How sad that Wall Street proves once again to be full of hot air, and the Federal Reserve too. Last week I wrote that Bear Stearns (NYSE: BSC) was being sold way too cheap and I was not alone in my thinking. Now, all of a sudden, JPMorgan Chase (NYSE: JPM) increases its offer for the Bear 500% -- from $2.00 to $10.00 per share.
There are many aspects to this story that rub me the wrong way! If JPM can swallow this deal at an increase of 500% without even blinking (maybe sheepishly smiling) then it shows that it drove a hard bargain with the Federal Reserve negotiators and probably was even in shock itself realizing what a steal it walked away with. And stealing is what it was. At least from a shareholder perspective.
The Federal Reserve now has egg on its collective face and the public confidence became weaker in the government's ability to come to grips with the problem of Wall Street.
Bear Stearns got in trouble last week for a lack of liquidity, not a lack of assets. BSC lost its liquidity because there was a modern day "run on the bank." The new offer from Chase basically ups the ante to approximately the value of Bear Stearns' headquarters building, which last I read was worth $1.1 billion.
This story is far from over. Consider this: The most questionable loans on the Bear balance sheet are to be guaranteed by the federal government, and if I understand the deal so far, that is for an amount of $30 billion. Those financial instruments might be the derivatives from hell, but no matter, because even if 50% were in default (unheard of), there would still be $15 billion of value. This does not even take into account other debt that is not in the scary category.
From everything that has been explained so far, it seems that JP Morgan Chase wants to swap JPM shares for BSC shares only to the degree that it will pay something for the headquarters and nothing else. Then, the Fed will guarantee potential losses (so there won't be any), and all Chase will have to do is manage the portfolio until the debt obligations are paid off to whatever degree, to then collect the billions of dollars that Bear Stearns would have recouped if it did not have a run on its bank.
If I do not have this picture drawn correctly, I hope one of my many astute readers will correct me, but I'm afraid that the Fed is giving away the farm. I guess that's something it is used to. We cannot actually blame Chase, it is its function to maximize JPM shareholders returns. But the Bear Stearns folks and the Fed's do not have the same calling. Why are they trying to maximize the returns of Chase shareholders at the expense of the Bear Stearns shareholders (including me) and the American taxpayer?
Sheldon Liber is the CEO of a small private investment company and the design and research principal for an architecture and planning firm.
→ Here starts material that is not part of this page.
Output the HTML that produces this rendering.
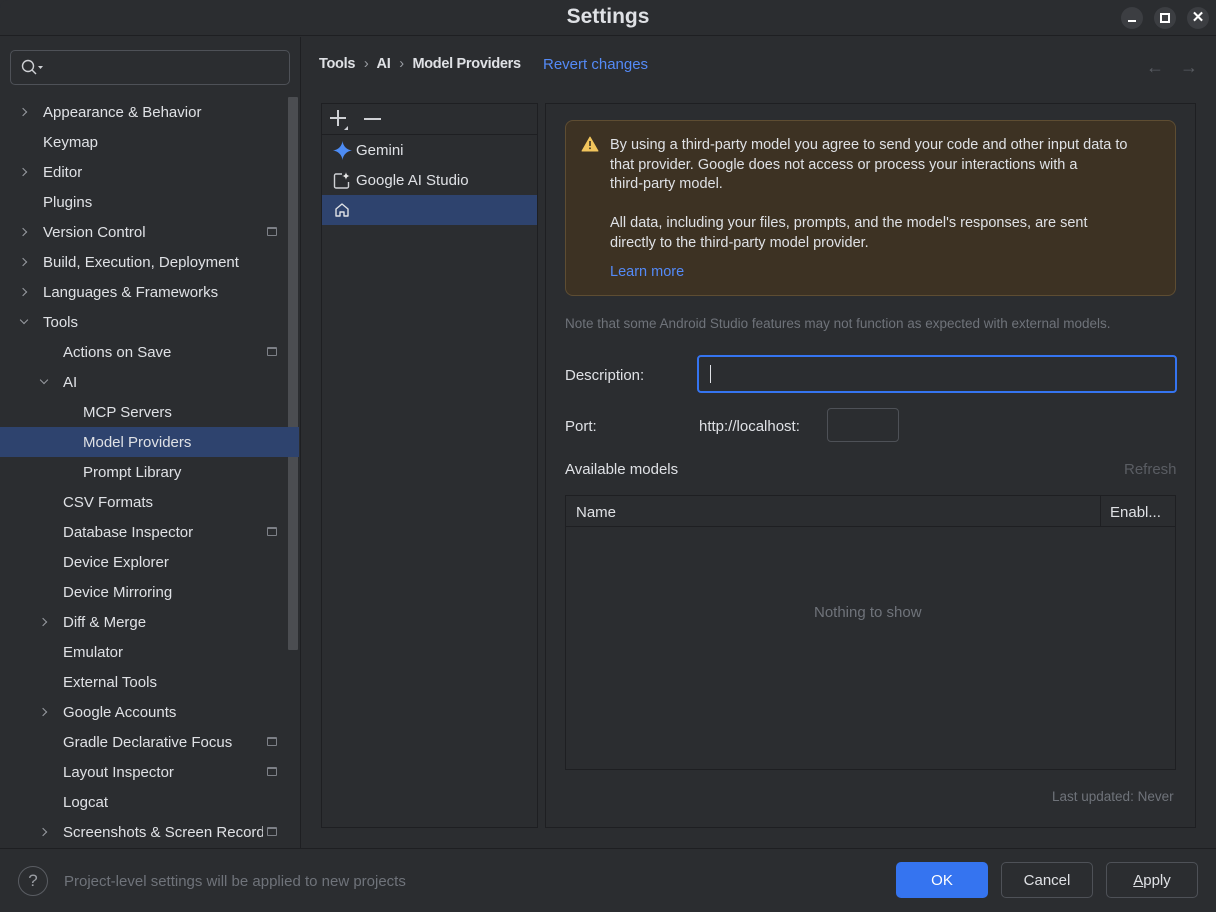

He writes Chasing Value and Serious Money columns. Disclosure: I am a shareholder in BSC.











Reader Comments (Page 1 of 1)
3-24-2008 @ 3:33PM
william lindblad said...
Yes they have egg on their face, but the Bear news came out on the week end. Easy to be critical and I am not sure I am completely with Ben either. However, given the current status of the economy I have to ask - what would you do given you had the reins? With that let's look at options and guess at results. Do Nothing. Monday the market goes into nose dive, how far unknown. The balance of the week the other houses report decent news and there is a recovery- maybe. Maybe you get everyone, including those that have nothing to do with the market looking at their financial house with concern. That's the entire banking system and that's one hell of a big risk. Instead the Fed chose to be pro-active quickly. J.P. was a good candidate and with taxpayer backing it was deal made in heaven. Considering that YOU and I are the lien holders, 10 a share is a bit high. Reminds me of the RTC but there was no time to come up with a pseudo government agency to handle the situation. I expect that there will be one up and running soon as they won't get caught with their pants down twice.
3-24-2008 @ 5:33PM
Connor Chaddick said...
Quick your conplaining, if JPM did not bail out Bear Sterns then what would be the value. (pennies) Greed on the part of BS to go after high risk was there decision. You enjoyed the ride until it blew up. $2.00 is a fair price especially if you own JPM because you don't know what else has not been exposed.
3-24-2008 @ 5:46PM
Sheldon L said...
CC,
Thanks for sharing your thoughts. I gave at least a clue as to why BSC might be worth more. Could you give us at least a clue as to why you think it is worth only $2. How did you arrive at that? Especially now that even JPM thinks it is worth at least $10...??
If you trusted JPM before why don't you now?
3-24-2008 @ 5:58PM
al coholic said...
Why couldn't the Fed have loaned the money for the run directly to Bear Sterns? It would have been cheaper, made a stronger statement to the public, and removed all the shickanery associated with having to broker a deal with another private firm.
3-25-2008 @ 9:17AM
taina2 said...
Why not let the "free market" work? That only goes if Wall Street makes money. The distruction of our manufacturing base now makes saving the economy a dream, unless they can fool everyone with more monopoly money.